I still feel we have free will, and that God can see the results of what decisions we make by looking into our future. I also feel there are many possible futures, and the one we “select” is the one that manifests. Otherwise, we would be living in a pre-programmed matrix, which is a subject far outside of this blog.
It’s important to note that we are not defending Calvinism, or Augustine or Aquinas, or the Greeks or any others’ notions of predestination. Free will is one of the more absurd existential questions, because it is entirely focused on this experience we perceive as incarnation which is, in fact, closely planned and spiritually guided for the sake of the larger, eternal experience — which is the experience we invoke when we choose to participate in incarnation. No doubt there are factors on earth that act as buffers and bumpers and cause us to lose touch with our own choices and the collective choices of the Earth experience. But it’s the concept that we are fundamentally separate from the larger Consciousness that is fueling this confusion about choice vs. predestination and whether God “knows” what will happen to us. God IS what happens to us and we are what happens to God.

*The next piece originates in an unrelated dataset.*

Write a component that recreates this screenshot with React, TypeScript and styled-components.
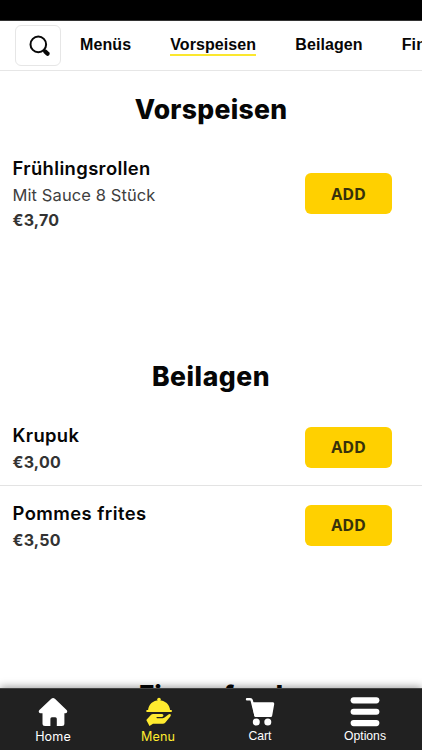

Dear Lola, free will is essential to our being able to learn spiritually, and of course our choices must manifest a future that is not pre-determined. But of course God’s minions do interfere in human affairs, if only to protect this school! For example, we have been told that we will not be allowed to use another nuclear bomb in warfare, and there is lots of anecdotal evidence that Spirit has intervened repeatedly toward that end!
This is very well said, dear Mike. For all of human history, gods have been objects with special powers, and gradually with greater and greater powers that extended beyond the object, and then it was a gigantic step to the concept of monotheism and a single all-knowing and all-powerful God and the inevitable conclusion that since God knows and can do everything, then everything is already done and known.
Jesus actually seems to have come – based upon a few of His Gospel words – to reset that before it got to the Calvinist reductio, and to teach people that, okay, we’ve come a long way from Ugh and his magic tree to understanding that there is one god which holds all divine power. It’s time to learn that the true God is Spirit, not material, and is all-loving above all, and actually is part of everyone so we must love one another as we love the all-powerful, all-loving Spirit. As you can see, from where Jesus meant to take us, it would have been not such a gigantic leap to “The creative force is what you experience as consciousness.” But at last we are getting there now!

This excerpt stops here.